Gérard Houllier, presumably buoyed by Liverpool's recent ascendancy, had declared defiantly in the prelude to this contest: "Liverpool will win the championship. It's just a matter of time." Afterwards, his words contained about as much resonance as Iain Duncan Smith's declaration that he could overcome a Conservative leadership challenge. IDS is a Spurs fan and the man who deposed him, Michael Howard, is a self-styled Liverpool aficionado and reportedly one who advocates the replacement of Houllier with Martin O'Neill. Howard was here yesterday in the directors' box, and must have been as disturbed as the remainder of the visiting faithful by the manner of their team's capitulation.
True, they finished with a flourish after Harry Kewell's scintillating goal injected optimism in Liverpool hearts, and an official other than Uriah Rennie may have yielded to last-minute penalty claims after Gary Doherty laid hand on ball - "a definite penalty. It was deliberate handball," claimed Houllier - but taken overall this was an insipid performance from Liverpool following a three-game sequence of victories. The oft-ridiculed defender Igor Biscan bore a degree of culpability for Tottenham's goals, but as Houllier emphasised, scathingly, by his usual standards: "This was not a performance we're proud of. There's no hiding behind the facts. It was not one player. It was the whole team."
While "poor defending judgement", as the manager put it, contributed to the loss, the fact that Tottenham goalkeeper Kasey Keller was so under-employed is an indictment of Liverpool's failure to fashion openings for Michael Owen and Emile Heskey, although much is attributable to a stubborn rearguard action with sterling performances from captain Stephen Carr and Anthony Gardner in particular.
Owen looked a disconsolate figure at times during a match in which Steven Gerrard was a significant absentee, and the chances of the England striker remaining at Anfield in the long term must be receding. Champions' League qualification remains a crucial issue for Owen, and this result in conjunction with fourth-placed Charlton's victory at Everton did Liverpool no favours.
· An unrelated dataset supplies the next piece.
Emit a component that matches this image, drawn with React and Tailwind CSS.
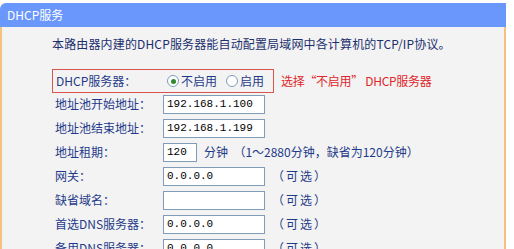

Spurs may have discovered a new seam of form themselves - this being their fourth successive victory - but David Pleat's men are scarcely one of the League's big-hitters. However, the North London side have a renewed faith in themselves, and Robbie Keane's penalty and a first Premiership goal from - wait for it - Helder Postiga gave them a decisive two-goal advantage by early in the second half. "I can only compliment our players," said acting manager Pleat. "We relied on those horrible words: attitude, determination and a little bit of spoiling, plus some football."
In the opening minutes, Owen's smart volley, though just wide, served notice of his presence. Then Postiga tested the reactions of on-loan Paul Jones with a venomous drive. But it was Keane who constantly troubled the visitors' rearguard. Midway through the first half, Gardner found the Irishman with an exquisite ball. Keane was on it like a hare, and Biscan, in his wake, appeared to clip him in the area. Keane converted the spot-kick.
The immediate response from Liverpool was not auspicious. Kewell exhibited moments of quality on the right, and whipped in some inviting crosses, but there was no end product as the home defence stood firm, with midfielder Michael Brown, signed from Sheffield United for £500,000 and making his debut, well in evidence.
It is perhaps no coincidence that the revitalisation of Tottenham has occurred since the return from long-term injury of Welsh international Simon Davies. Such a bonus has been negated to a significant degree by the departure of Frédéric Kanouté to his adopted country Mali for the African Nations' Cup, although his probable six-game absence at least offered the £6m Postiga the chance finally to establish himself.
Nine minutes after the break, the home-produced substitute Johnnie Jackson struck an astute ball forward for Postiga, allowing the Portuguese forward to elude Biscan and beat Jones. The scorer wore the expression of a man who could scarcely believe his what he had just achieved. It was his first Premiership goal - at the 17th time of trying.
A splendid individual effort from Kewell reduced the arrears. The former Leeds man seized on a ball in midfield and totally bemused the home defence as he cut in and drove the ball left-footed past Keller. It was the midfielder's ninth goal of the season, making him joint leading scorer with Owen. It was the spur Liverpool required, but their hosts held on.
Beforehand, Houllier had spoken of a recent phone conversation with Martin O'Neill, whom the Liverpool manager Houllier had accused of refusing to deny rumours regarding his job. "I don't think the speculation about him and my job will come back again," the Liverpool manager had insisted confidently.
After this, he'd better not believe it.